In this respect, I agree with Barris. I do think he is “obsessed” with race, but I don’t see that as an inherently bad thing or a particularly interesting critique. It’s not surprising that a Black man navigating a very white industry would have some sort of preoccupation with race, the thing that thoroughly permeates all our lives. All art-making, on some level, is an exercise in obsession, so it makes sense that the themes Barris comes back to would be closely related to his own life. I just wish these explorations were more interesting, more fruitful, funnier.
My frustration lies with the constant depictions of interracial relationships and romance on screen that rehash the same tired tropes. For decades, film and television have used the interracial couple as a tool with which to make some larger commentary or observation on race relations in America—but from You People to Guess Who’s Coming to Dinner? to West Side Story to Jungle Fever to The Big Sick to I Love Lucy, these stories have almost always centered on whiteness.

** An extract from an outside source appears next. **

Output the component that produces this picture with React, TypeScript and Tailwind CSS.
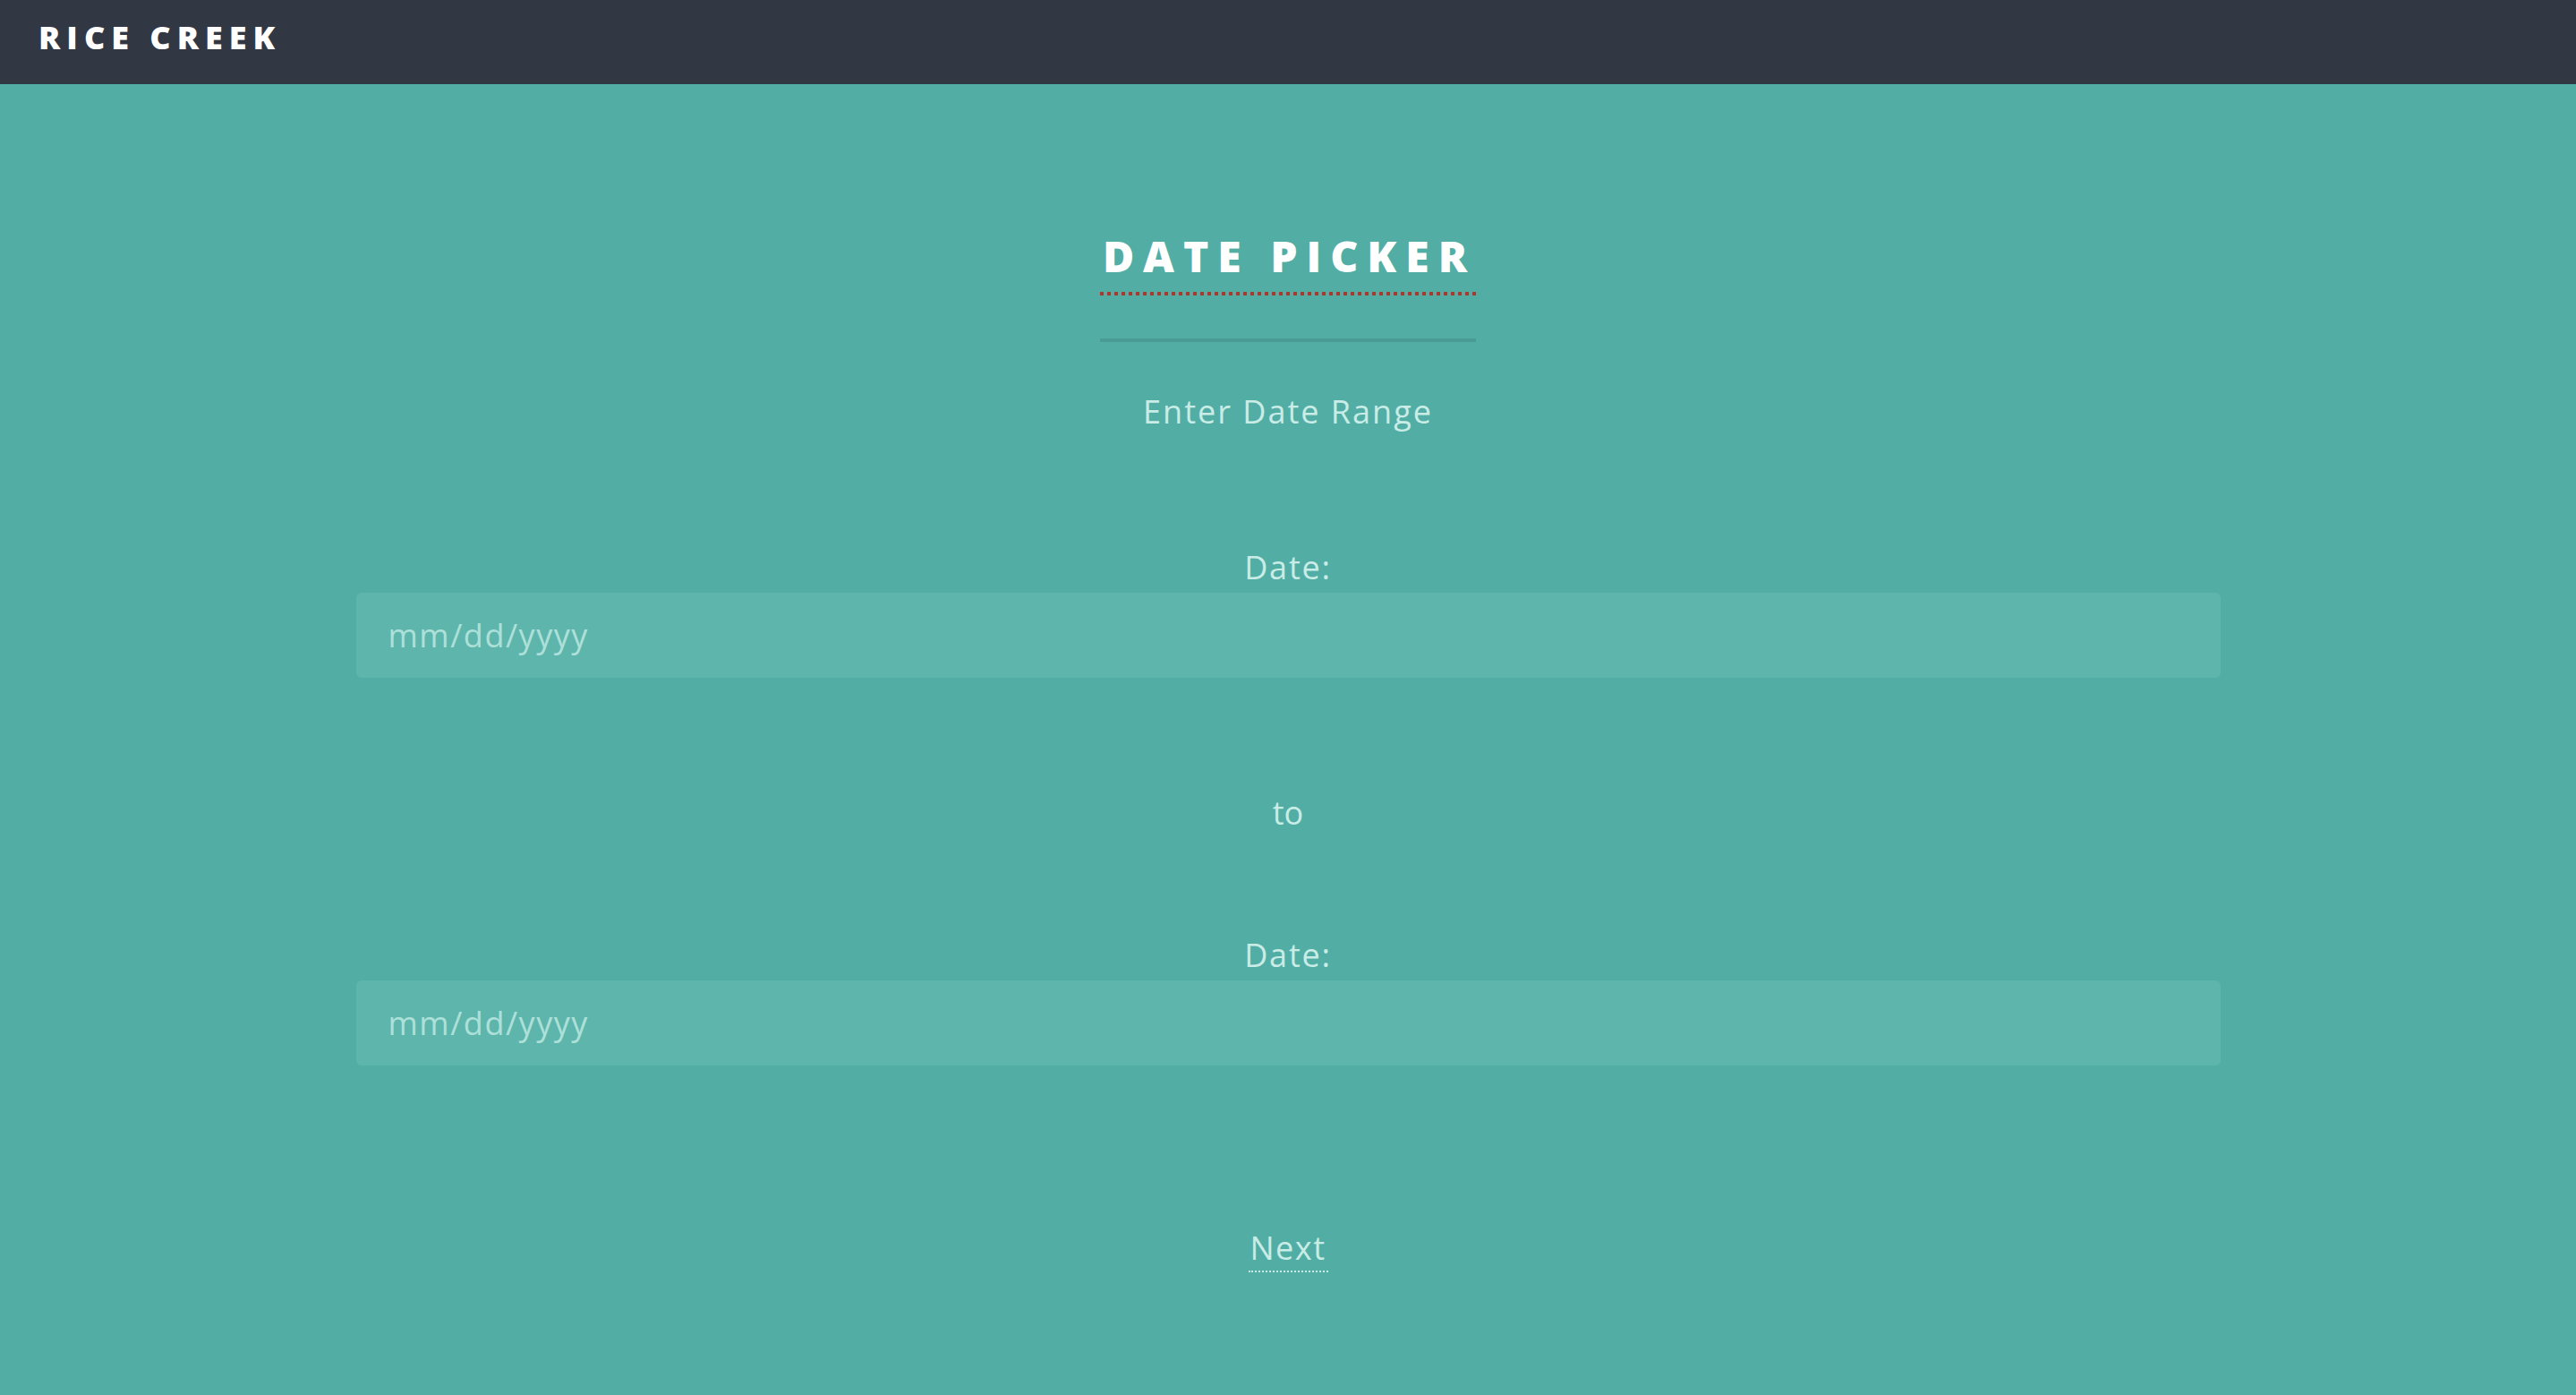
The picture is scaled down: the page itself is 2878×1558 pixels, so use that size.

So many fewer romantic comedies have explored interracial relationships where neither partner is white (The Lovebirds is the most recent mainstream example of this).
I wonder when the interracial rom-com will expand its concerns and move beyond the question of whether white people and Black people, or white and Asian people, etc., will ever be able to truly fall in love and build lives, as if that is the most important question to ask when it comes to love and race in modern America.
Ultimately, my biggest issue with You People is not what it is, but what it could be, which isn’t (entirely) the fault of the film. Respectfully, you don’t go to Kenya Barris for nuanced explorations or elevated racial humor; you go to him for a broader, hollowly provocative, more feel-good approach. I can’t get mad at a film that doesn’t invite me to actually feel anything. The real blame must be placed on a larger entertainment landscape that keeps giving the same five people the opportunity to tell the same five stories.